= Gert Heinrich =

German physicist (born 1950)

Gert Heinrich (born 13 December 1950) is a German physicist, materials scientist and TU Dresden university lecturer. He is known for contributions to "statistical-mechanical and constitutive continuum theory, molecular dynamics, friction theory and fracture mechanics" of polymers.

==Education==
Gert Heinrich was born on 13 December 1950 in Plauen, East Germany. He grew up in Pausa and in 1969, after graduating from high school and completing his skilled work as a bricklayer, began studying physics at the Friedrich Schiller University in Jena, which he completed in 1973 with his diploma thesis in the department of "Applied Quantum Theory" under Gerhard Weber on the topic of "On the theory of multiphoton processes in strong electromagnetic fields". He then worked as a scientific assistant and senior assistant in the physics section at the Carl Schorlemmer Technical University of Leuna-Merseburg (THLM). He received his doctorate in the field of theoretical physics under the supervision of Günter Helmis in 1978 on the topic of "Mechanical properties of polymer networks taking into account the impenetrability of the network chains".

In 1984 he obtained the Facultas Docendi in theoretical physics and in 1985 he qualified as a professor with his thesis "Development and application of a theory of polymer networks and melting under molecular field theoretical consideration of topology conservation".

==Career==
In 1987 he was appointed full professor of theoretical physics at the THLM. From 1987 to 1988 he worked as a visiting scientist at Charles University and at the Institute of Macromolecular Chemistry of the Academy of Sciences of the CSSR in Prague.

From 1990 to 2002 he worked as a senior research scientist and head of the materials research department in the central areas of tire research and strategic technology at Continental AG, Hanover.
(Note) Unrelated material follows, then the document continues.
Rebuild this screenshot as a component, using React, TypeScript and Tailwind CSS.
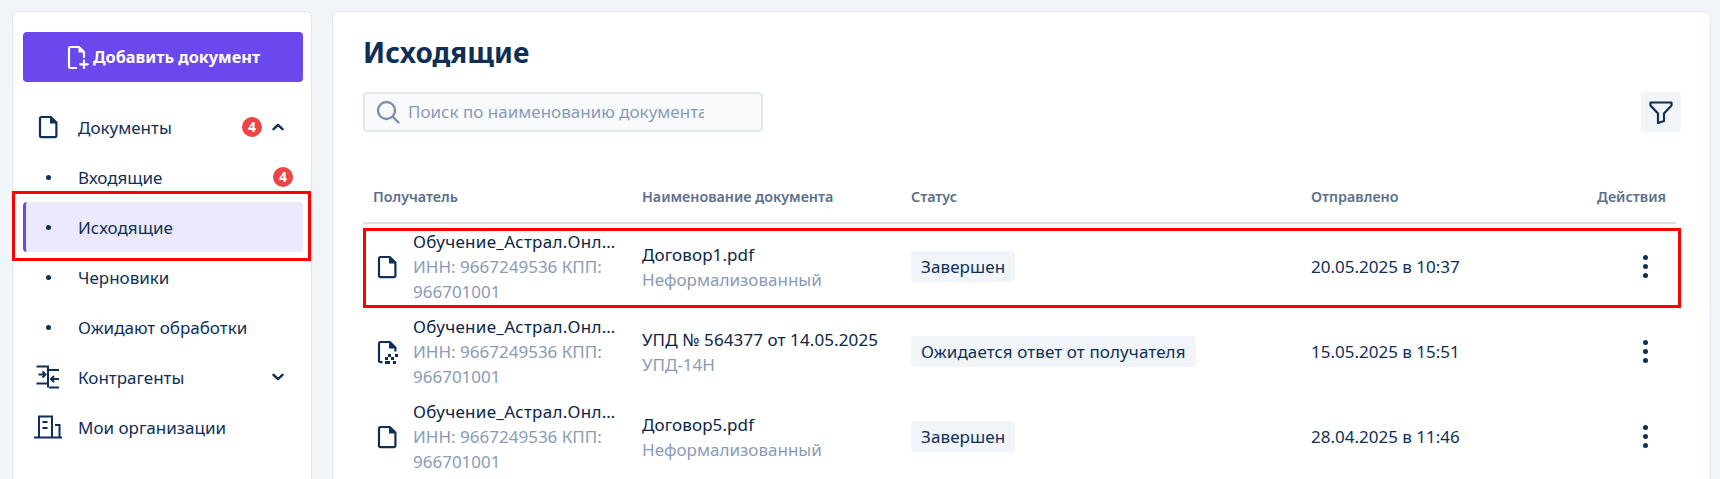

From 1991 to 1996 he also taught "Physics and Technology of Polymers" at the Gottfried Wilhelm Leibniz University of Hanover at the Institute of Macromolecular Chemistry, and from 2002 to 2005 "Elastomer Materials and Testing" at the Martin Luther University of Halle-Wittenberg.

From 2003 to 2016 he was C4(W3) Professor for Polymer Materials and Elastomer Technology at the Faculty of Mechanical Engineering at the Technical University of Dresden and at the same time director of the Institute of Polymer Materials at the Leibniz Institute for Polymer Research Dresden e. V. until 2017. Since then he has worked as a research senior professor at the TU Dresden.

In 2009 he turned down an offer of a W3 professorship for "Micro- and Nanostructure-Based Polymer Composites" at the Martin Luther University Halle/Wittenberg and the Fraunhofer Institute for Mechanics of Materials (IWM) Halle/S.

From 2005 to 2012 he was an elected member of the Chemistry/Polymer Sciences Review Board of the German Research Foundation (DFG). At the same time he headed the DFG-funded research group FOR 597 "Statistical Mechanics and Fracture Mechanics of Rubbers".

Gert Heinrich is the author and co-author of over 800 scientific articles, patents and books on the physics and theory of polymer networks, on mechanical reinforcement, production and processing of polymer materials and elastomers, composite materials, rubber technology, friction and wear of elastomers, and the physics and technology of car and truck tires. He founded the research field "Rubberiomics" as a concept for holistic research approaches to elastomers.

He also works as a consultant for companies in the polymer and tire industry. From 2005 to 2015 he organized international conferences on the research and development of automobile tires in Dresden. From 2007 to 2016 he organized regular seminars for doctoral students and visiting scientists in Pausa/Vogtland, as well as annual discussion forums at the same location since 1990, including: with the publicist, teacher and political activist Wolfgang Mayer and the physicist, university lecturer and founder of the company Supracon AG (Jena) Hans-Georg Meyer.

==Awards==
- 2015 - Colwyn Medal of Institute of Materials, Minerals and Mining (IOM³), London/UK
- 2015 - George Stafford Whitby Award (American Chemical Society, Rubber Division, USA)
- 2015 - Carl-Dietrich-Harries Medal of the German Rubber Society
- 2017 - Lifetime Achievement Award, awarded by Tire Technology International Magazine
- 2024 - H.F. Mark Medal, Austrian Research Institute for Chemistry and Technology
- 2024 – Charles Goodyear Medal of the Rubber Division of the American Chemical Society.